Plants increase CO2 uptake by assimilating nitrogen via the photorespiratory pathway

Busch FA1, Sage RF2 and Farquhar GD1

  1. Research School of Biology and ARC Centre of Excellence for Translational Photosynthesis, Australian National University, Acton, ACT, Australia.
  2. Department of Ecology and Evolutionary Biology, University of Toronto, Toronto, Ontario, Canada.

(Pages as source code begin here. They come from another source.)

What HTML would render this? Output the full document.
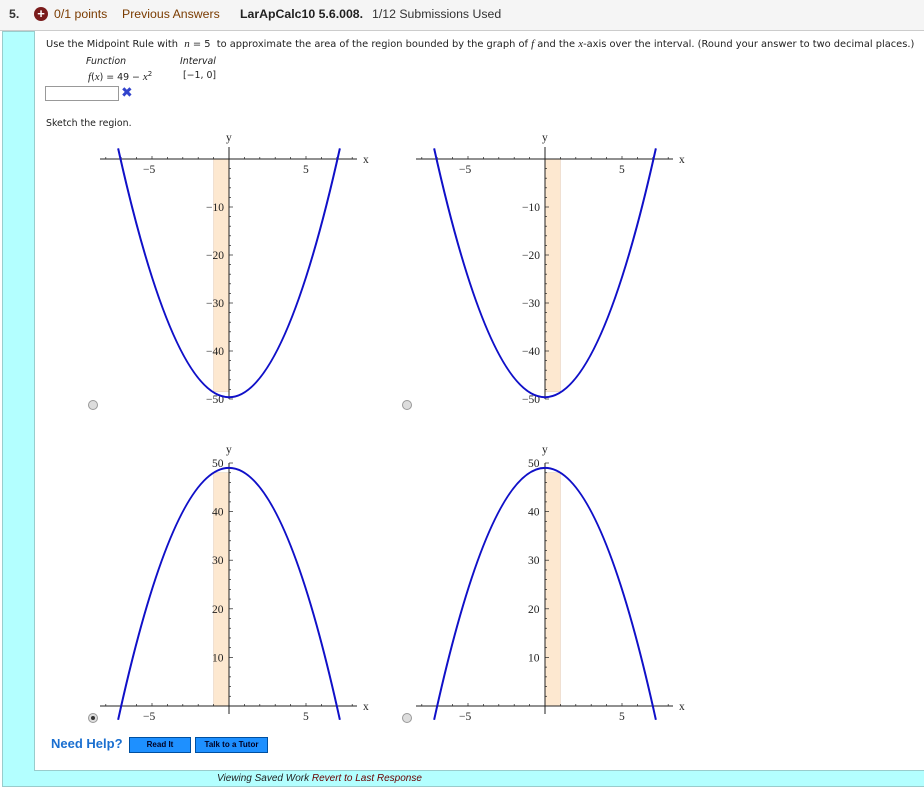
<!DOCTYPE html>
<html><head><meta charset="utf-8"><style>
body{margin:0;width:924px;height:793px;background:#fff;font-family:"DejaVu Sans",sans-serif;position:relative;overflow:hidden}
.hdr{position:absolute;left:0;top:0;width:924px;height:30px;background:#f5f5f5;border-bottom:1px solid #ccc}
.hdr span{position:absolute;top:7px;font-size:12.3px;color:#333;font-family:"Liberation Sans",sans-serif}
.panel{position:absolute;left:2px;top:31px;width:922px;height:756px;background:#b3ffff;border:1px solid #9cc;border-right:none;box-sizing:border-box}
.inner{position:absolute;left:34px;top:31px;width:890px;height:740px;background:#fff;border-left:1px solid #9cc;border-bottom:1px solid #9cc;box-sizing:border-box}
.t{position:absolute;font-size:9.4px;color:#222;white-space:nowrap}
i{font-family:"Liberation Serif",serif;font-size:11px}
svg{position:absolute;left:0;top:0}
.btn{position:absolute;top:737px;height:14px;background:#1e90ff;border:1px solid #0050a0;font:bold 8px "Liberation Sans",sans-serif;color:#002;text-align:center;line-height:14px}
</style></head><body>
<div class="hdr">
<span style="left:9px;font-weight:bold">5.</span>
<span style="left:34px;top:7px;width:14px;height:14px;border-radius:50%;background:#7a1c1c;color:#fff;font-weight:bold;text-align:center;line-height:14px;font-size:13px">+</span>
<span style="left:54px;color:#7a3b00">0/1 points</span>
<span style="left:122px;color:#7a3b00">Previous Answers</span>
<span style="left:240px;font-weight:bold;color:#222">LarApCalc10 5.6.008.</span>
<span style="left:372px;color:#333">1/12 Submissions Used</span>
</div>
<div class="panel"></div>
<div class="inner"></div>
<div class="t" style="left:46px;top:38px;font-size:9.85px">Use the Midpoint Rule with &nbsp;<i>n</i> = 5 &nbsp;to approximate the area of the region bounded by the graph of <i>f</i> and the <i>x</i>-axis over the interval. (Round your answer to two decimal places.)</div>
<div class="t" style="left:86px;top:56px;font-style:italic">Function</div>
<div class="t" style="left:180px;top:56px;font-style:italic">Interval</div>
<div class="t" style="left:88px;top:70px"><i>f</i>(<i>x</i>) = 49 − <i>x</i><sup style="font-size:7px">2</sup></div>
<div class="t" style="left:183px;top:70px">[−1, 0]</div>
<div style="position:absolute;left:45px;top:86px;width:72px;height:13px;border:1px solid #999"></div>
<div class="t" style="left:121px;top:85px;color:#3344cc;font-size:14px;font-weight:bold">✖</div>
<div class="t" style="left:46px;top:118px">Sketch the region.</div>
<svg width="924" height="793" id="g" font-family="Liberation Serif,serif" font-size="11.5" fill="#222"></svg>
<div class="t" style="left:51px;top:736px;font:bold 13px 'Liberation Sans',sans-serif;color:#1a6fd0">Need Help?</div>
<div class="btn" style="left:129px;width:60px">Read It</div>
<div class="btn" style="left:195px;width:71px">Talk to a Tutor</div>
<div class="t" style="left:217px;top:773px;font:italic 10px 'Liberation Sans',sans-serif;color:#222">Viewing Saved Work <span style="color:#6a0000">Revert to Last Response</span></div>
<script>
var s='';
function graph(ox,ay,up,shL){
 var sx=15.4,sy=up?4.86:4.8;
 var X=function(x){return ox+sx*x};
 if(up){var top=ay-48*sy;s+='<rect x="'+X(shL)+'" y="'+top+'" width="'+sx+'" height="'+(ay-top)+'" fill="#fde8d0" stroke="#e0c8b0" stroke-width="0.5"/>';}
 else{s+='<rect x="'+X(shL)+'" y="'+ay+'" width="'+sx+'" height="'+(48.5*sy)+'" fill="#fde8d0" stroke="#e0c8b0" stroke-width="0.5"/>';}
 s+='<line x1="'+(ox-129)+'" y1="'+ay+'" x2="'+(ox+128)+'" y2="'+ay+'" stroke="#222" stroke-width="1"/>';
 for(var k=-8;k<=8;k++){var px=X(k);if(px<ox-129||px>ox+128||k==0)continue;s+='<line x1="'+px+'" y1="'+(ay-(k%5==0?3:2))+'" x2="'+px+'" y2="'+ay+'" stroke="#222" stroke-width="0.7"/>';}
 s+='<text x="'+(ox+134)+'" y="'+(ay+4)+'">x</text>';
 s+='<text x="'+(X(-5)-9)+'" y="'+(ay+14)+'">−5</text><text x="'+(X(5)-3)+'" y="'+(ay+14)+'">5</text>';
 if(up){s+='<line x1="'+ox+'" y1="'+(ay-50*sy)+'" x2="'+ox+'" y2="'+(ay+8)+'" stroke="#222"/>';
  s+='<text x="'+(ox-3)+'" y="'+(ay-50*sy-10)+'">y</text>';
  for(var v=2;v<=50;v+=2){var py=ay-v*sy;s+='<line x1="'+ox+'" y1="'+py+'" x2="'+(ox+(v%10==0?4:2))+'" y2="'+py+'" stroke="#222" stroke-width="0.7"/>';if(v%10==0)s+='<text x="'+(ox-17)+'" y="'+(py+4)+'">'+v+'</text>';}
 }else{s+='<line x1="'+ox+'" y1="'+(ay-12)+'" x2="'+ox+'" y2="'+(ay+50*sy)+'" stroke="#222"/>';
  s+='<text x="'+(ox-3)+'" y="'+(ay-18)+'">y</text>';
  for(var v=2;v<=50;v+=2){var py=ay+v*sy;s+='<line x1="'+ox+'" y1="'+py+'" x2="'+(ox+(v%10==0?4:2))+'" y2="'+py+'" stroke="#222" stroke-width="0.7"/>';if(v%10==0)s+='<text x="'+(ox-23)+'" y="'+(py+4)+'">−'+v+'</text>';}
 }
 var x0=7.2,y0=x0*x0-49,c=y0-2*x0*x0;
 if(up){s+='<path d="M'+X(-x0)+' '+(ay+y0*sy)+' Q'+ox+' '+(ay+c*sy)+' '+X(x0)+' '+(ay+y0*sy)+'" fill="none" stroke="#1010c8" stroke-width="2"/>';}
 else{s+='<path d="M'+X(-x0)+' '+(ay-y0*sy+3)+' Q'+ox+' '+(ay-c*sy+3)+' '+X(x0)+' '+(ay-y0*sy+3)+'" fill="none" stroke="#1010c8" stroke-width="2"/>';}
}
graph(229,159,false,-1);graph(545,159,false,0);graph(229,706,true,-1);graph(545,706,true,0);
function radio(x,y,sel){s+='<circle cx="'+x+'" cy="'+y+'" r="4.5" fill="#ddd" stroke="#999"/>';if(sel)s+='<circle cx="'+x+'" cy="'+y+'" r="2" fill="#333"/>';}
radio(93,405,0);radio(407,405,0);radio(93,718,1);radio(407,718,0);
document.getElementById('g').innerHTML=s;
</script>
</body></html>
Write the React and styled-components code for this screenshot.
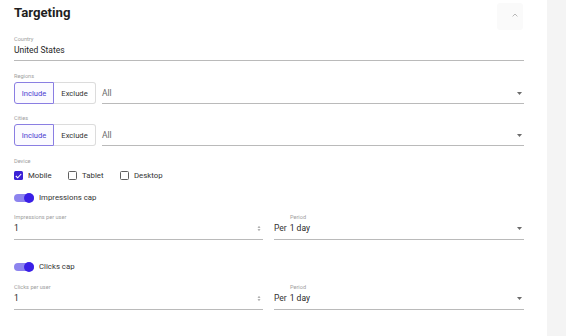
import React from "react";
import styled, { createGlobalStyle } from "styled-components";

const GlobalStyle = createGlobalStyle`
  html, body {
    margin: 0;
    padding: 0;
    background: #fff;
  }
  body {
    font-family: Roboto, "Liberation Sans", sans-serif;
    font-weight: 400;
    color: #2b2b2b;
  }
`;

const Page = styled.div`
  display: flex;
  width: 566px;
  height: 336px;
  overflow: hidden;
`;

const Card = styled.section`
  width: 547px;
  box-sizing: border-box;
  padding: 0 23px 0 14px;
  background: #fff;
  display: flex;
  flex-direction: column;
`;

const Aside = styled.div`
  flex: 1;
  background: #f4f4f4;
`;

const Header = styled.div`
  display: flex;
  justify-content: space-between;
  align-items: flex-start;
  height: 30px;
`;

const Title = styled.h2`
  margin: 5px 0 0;
  font-size: 13.2px;
  line-height: 16px;
  font-weight: 700;
  color: #1e1e1e;
`;

const CollapseButton = styled.button`
  width: 26px;
  height: 27px;
  margin-top: 3px;
  margin-right: 1px;
  padding: 0 5px 4px 0;
  border: none;
  border-radius: 3px;
  background: #fafafa;
  display: flex;
  align-items: center;
  justify-content: flex-end;
`;

const Field = styled.div`
  margin-top: ${(p) => p.mt || 0}px;
  display: flex;
  flex-direction: column;
`;

const Label = styled.div`
  font-size: 5.6px;
  line-height: 7px;
  color: #a0a0a0;
  padding-left: ${(p) => p.indent || 0}px;
`;

const InputRow = styled.div`
  display: flex;
  align-items: center;
  margin-top: 1px;
  height: 12px;
  padding-bottom: ${(p) => p.pb || 4}px;
  border-bottom: 1px solid #bababa;
  font-size: 8.5px;
  line-height: 12px;
  color: #262626;
`;

const Adornment = styled.span`
  margin-right: 3px;
  color: #333;
`;

const Trail = styled.span`
  margin-left: auto;
  margin-right: 2px;
  display: flex;
  align-items: center;
`;

const GroupRow = styled.div`
  display: flex;
  gap: 6px;
  margin-top: 2px;
  height: 22px;
`;

const ToggleGroup = styled.div`
  display: flex;
  width: 82px;
`;

const ToggleButton = styled.button`
  box-sizing: border-box;
  height: 22px;
  width: ${(p) => (p.selected ? 40 : 42)}px;
  padding: 0;
  font-family: inherit;
  font-size: 7.6px;
  font-weight: 400;
  border: 1px solid ${(p) => (p.selected ? "#8a7ee2" : "#dcdcdc")};
  border-left: ${(p) => (p.selected ? "1px solid #8a7ee2" : "none")};
  border-radius: ${(p) => (p.selected ? "3px 0 0 3px" : "0 3px 3px 0")};
  background: ${(p) => (p.selected ? "#fbfaff" : "#fff")};
  color: ${(p) => (p.selected ? "#4a3bd0" : "#333")};
`;

const SelectBox = styled.div`
  flex: 1;
  box-sizing: border-box;
  display: flex;
  align-items: center;
  border-bottom: 1px solid #bababa;
  font-size: 8.5px;
  color: #6a6a6a;
  padding-top: 1px;
`;

const CheckRow = styled.div`
  display: flex;
  align-items: center;
  gap: 16.5px;
  margin-top: 4px;
  height: 14px;
`;

const CheckItem = styled.label`
  display: flex;
  align-items: center;
  gap: 5px;
  font-size: 7.8px;
  font-weight: 400;
  color: #333;
`;

const Box = styled.span`
  box-sizing: border-box;
  width: 9px;
  height: 9px;
  border-radius: 1.5px;
  border: ${(p) => (p.checked ? "none" : "1.1px solid #606060")};
  background: ${(p) => (p.checked ? "#3b22d6" : "#fff")};
  display: flex;
  align-items: center;
  justify-content: center;
`;

const SwitchRow = styled.div`
  display: flex;
  align-items: center;
  gap: 5px;
  margin-top: ${(p) => p.mt || 0}px;
  height: 14px;
  font-size: 7.8px;
  font-weight: 400;
  color: #333;
`;

const SwitchTrack = styled.span`
  position: relative;
  width: 20px;
  height: 8px;
  border-radius: 4px;
  background: #8d84ee;
`;

const SwitchThumb = styled.span`
  position: absolute;
  left: 10px;
  top: -1px;
  width: 10px;
  height: 10px;
  border-radius: 50%;
  background: #3a1fe6;
`;

const TwoCols = styled.div`
  display: grid;
  grid-template-columns: 249px 250px;
  column-gap: 11px;
  margin-top: ${(p) => p.mt || 0}px;
`;

const Chevron = () => (
  <svg width="6" height="4" viewBox="0 0 6 4">
    <path d="M0.6 3.4 L3 1 L5.4 3.4" fill="none" stroke="#b0b0b0" strokeWidth="0.9" />
  </svg>
);

const Caret = () => (
  <svg width="5" height="3" viewBox="0 0 5 3">
    <path d="M0 0 H5 L2.5 3 Z" fill="#6b6b6b" />
  </svg>
);

const Spinner = () => (
  <svg width="4" height="7" viewBox="0 0 4 7">
    <path d="M0.5 2.7 L2 1 L3.5 2.7 Z M0.5 4.3 L2 6 L3.5 4.3 Z" fill="#9a9a9a" />
  </svg>
);

const Check = () => (
  <svg width="7" height="6" viewBox="0 0 7 6">
    <path d="M0.8 3 L2.7 4.8 L6.2 1" fill="none" stroke="#fff" strokeWidth="1.1" />
  </svg>
);

const Checkbox = ({ checked, label }) => (
  <CheckItem>
    <Box checked={checked}>{checked && <Check />}</Box>
    {label}
  </CheckItem>
);

const Switch = ({ label, mt }) => (
  <SwitchRow mt={mt}>
    <SwitchTrack>
      <SwitchThumb />
    </SwitchTrack>
    {label}
  </SwitchRow>
);

const IncludeSelect = ({ label, mt }) => (
  <Field mt={mt}>
    <Label>{label}</Label>
    <GroupRow>
      <ToggleGroup>
        <ToggleButton selected>Include</ToggleButton>
        <ToggleButton>Exclude</ToggleButton>
      </ToggleGroup>
      <SelectBox>
        All
        <Trail>
          <Caret />
        </Trail>
      </SelectBox>
    </GroupRow>
  </Field>
);

const CapFields = ({ label, mt }) => (
  <TwoCols mt={mt}>
    <Field>
      <Label>{label}</Label>
      <InputRow pb={5}>
        1
        <Trail>
          <Spinner />
        </Trail>
      </InputRow>
    </Field>
    <Field>
      <Label indent={16}>Period</Label>
      <InputRow pb={5}>
        <Adornment>Per</Adornment>1 day
        <Trail>
          <Caret />
        </Trail>
      </InputRow>
    </Field>
  </TwoCols>
);

export default function App() {
  return (
    <Page>
      <GlobalStyle />
      <Card>
        <Header>
          <Title>Targeting</Title>
          <CollapseButton>
            <Chevron />
          </CollapseButton>
        </Header>

        <Field mt={5.5}>
          <Label>Country</Label>
          <InputRow>United States</InputRow>
        </Field>

        <IncludeSelect label="Regions" mt={12.5} />
        <IncludeSelect label="Cities" mt={11} />

        <Field mt={11.5}>
          <Label>Device</Label>
          <CheckRow>
            <Checkbox checked label="Mobile" />
            <Checkbox label="Tablet" />
            <Checkbox label="Desktop" />
          </CheckRow>
        </Field>

        <Switch label="Impressions cap" mt={8} />
        <CapFields label="Impressions per user" mt={9.5} />

        <Switch label="Clicks cap" mt={19.5} />
        <CapFields label="Clicks per user" mt={10.5} />
      </Card>
      <Aside />
    </Page>
  );
}
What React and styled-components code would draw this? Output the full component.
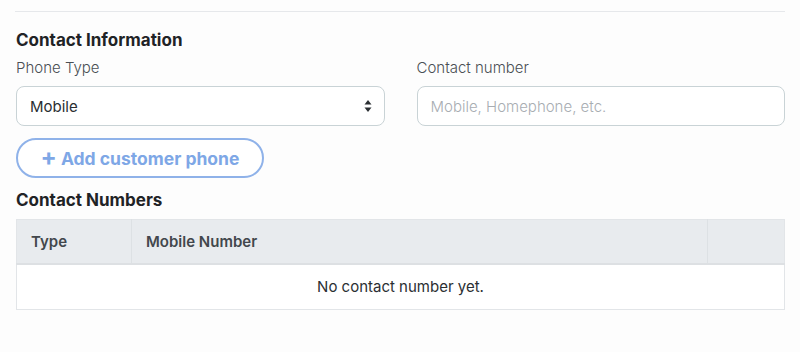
import React from "react";
import styled, { createGlobalStyle } from "styled-components";

const GlobalStyle = createGlobalStyle`
	body {
		margin: 0;
		background: #fdfdfd;
		font-family: Inter, "Noto Sans", sans-serif;
		color: #212529;
	}
`;

const Page = styled.div`
	padding: 11px 15px 0 15px;
`;

const Divider = styled.hr`
	margin: 0;
	border: none;
	border-top: 1px solid #e6e8eb;
`;

const Title = styled.h3`
	margin: ${(p) => p.$top || 0}px 0 0 1px;
	font-size: 17px;
	line-height: 24px;
	font-weight: 700;
	color: #1f2326;
`;

const Row = styled.div`
	display: grid;
	grid-template-columns: 1fr 1fr;
	gap: 32px;
	padding-left: 1px;
`;

const Field = styled.div`
	display: flex;
	flex-direction: column;
`;

const Label = styled.label`
	font-size: 15px;
	line-height: 24px;
	font-weight: 300;
	color: #4a4f54;
	margin: 4px 0 6px;
`;

const Box = styled.div`
	height: 40px;
	box-sizing: border-box;
	border: 1px solid #c9d3d6;
	border-radius: 8px;
	background: #fff;
	display: flex;
	align-items: center;
	justify-content: space-between;
	padding: 0 12px 0 13px;
	font-size: 15px;
	color: ${(p) => (p.$placeholder ? "#a8adb2" : "#2a2e32")};
	font-weight: ${(p) => (p.$placeholder ? 300 : 400)};
`;

const Arrows = styled.svg`
	width: 8px;
	height: 14px;
	fill: #2a2e32;
`;

const AddButton = styled.button`
	margin: 12px 0 0 1px;
	width: 248px;
	height: 40px;
	border: 2px solid #8fb2e9;
	border-radius: 20px;
	background: #fff;
	color: #7ea7e6;
	font-family: Inter, sans-serif;
	font-size: 17.5px;
	font-weight: 700;
	display: flex;
	align-items: center;
	justify-content: center;
	gap: 4px;
	padding: 0;
	span.plus {
		font-size: 24px;
		line-height: 1;
		margin-top: -3px;
	}
`;

const Table = styled.table`
	margin: 7px 0 0 1px;
	width: calc(100% - 1px);
	table-layout: fixed;
	border-collapse: collapse;
	background: #fff;
	border: 1px solid #e2e5e8;
	font-size: 15px;
`;

const Th = styled.th`
	box-sizing: border-box;
	background: #e8ebee;
	height: 44px;
	padding: 0 14px;
	text-align: left;
	font-weight: 600;
	color: #42474c;
	border-right: 1px solid #dde1e4;
	border-bottom: 2px solid #dde0e3;
	width: ${(p) => p.$w || "auto"};
	&:last-child {
		border-right: none;
	}
`;

const Empty = styled.td`
	height: 44px;
	padding: 0;
	text-align: center;
	color: #2b2f33;
	font-weight: 400;
`;

const App = () => {
	return (
		<Page>
			<GlobalStyle />
			<Divider />
			<Title $top={16}>Contact Information</Title>
			<Row>
				<Field>
					<Label>Phone Type</Label>
					<Box>
						Mobile
						<Arrows viewBox="0 0 8 14">
							<path d="M4 1 L7.5 5.5 L0.5 5.5 Z" />
							<path d="M4 13 L7.5 8.5 L0.5 8.5 Z" />
						</Arrows>
					</Box>
				</Field>
				<Field>
					<Label>Contact number</Label>
					<Box $placeholder>Mobile, Homephone, etc.</Box>
				</Field>
			</Row>
			<AddButton>
				<span className="plus">+</span> Add customer phone
			</AddButton>
			<Title $top={10}>Contact Numbers</Title>
			<Table>
				<thead>
					<tr>
						<Th $w="115px">Type</Th>
						<Th>Mobile Number</Th>
						<Th $w="77px"></Th>
					</tr>
				</thead>
				<tbody>
					<tr>
						<Empty colSpan={3}>No contact number yet.</Empty>
					</tr>
				</tbody>
			</Table>
		</Page>
	);
};

export default App;
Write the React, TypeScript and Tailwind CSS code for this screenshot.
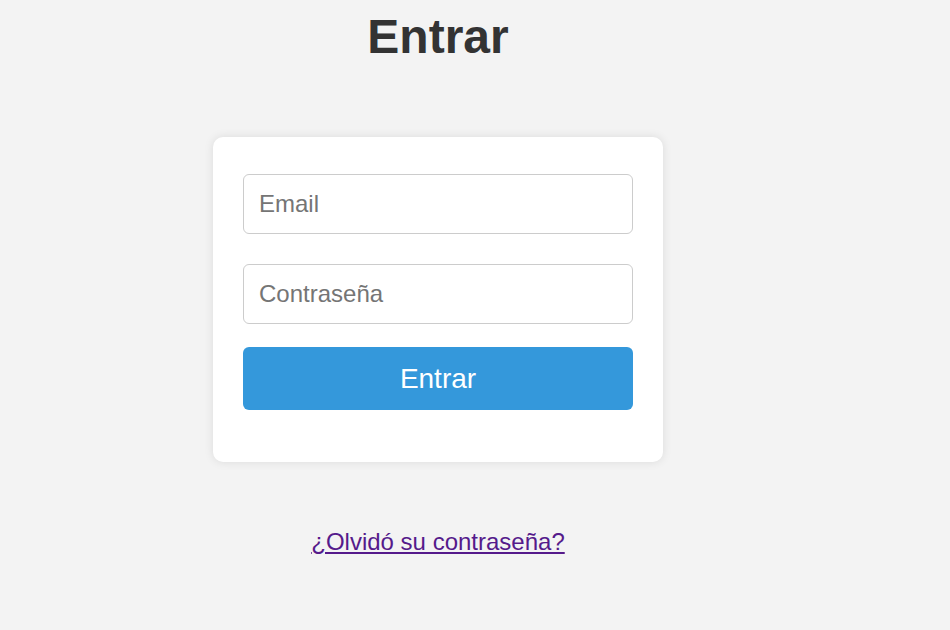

Photorespiration is a major bioengineering target for increasing crop yields as it is often considered a wasteful process due to the release of previously fixed CO2. Photorespiratory metabolism is integrated into leaf metabolism and thus may have certain benefits. Using a combination of mathematical modelling and photosynthetic gas exchange measurements, we show that plants can increase their rate of photosynthetic CO2 uptake when assimilating nitrogen de novo via the photorespiratory pathway. Plants achieve this by fixing carbon as amino acids in addition to carbohydrates. When plants were fed nitrate they had higher rates of CO2 assimilation under photorespiratory than low-photorespiratory conditions, while plants lacking nitrate nutrition exhibited lower stimulation of CO2 uptake. We modified the widely used Farquhar, von Caemmerer and Berry photosynthesis model to include the carbon and electron requirements for nitrogen assimilation via the photorespiratory pathway. Our modified model improves predictions of photosynthetic CO2 uptake and of rates of photosynthetic electron transport. The results highlight how photorespiration can improve photosynthetic performance despite reducing the efficiency of Rubisco carboxylation.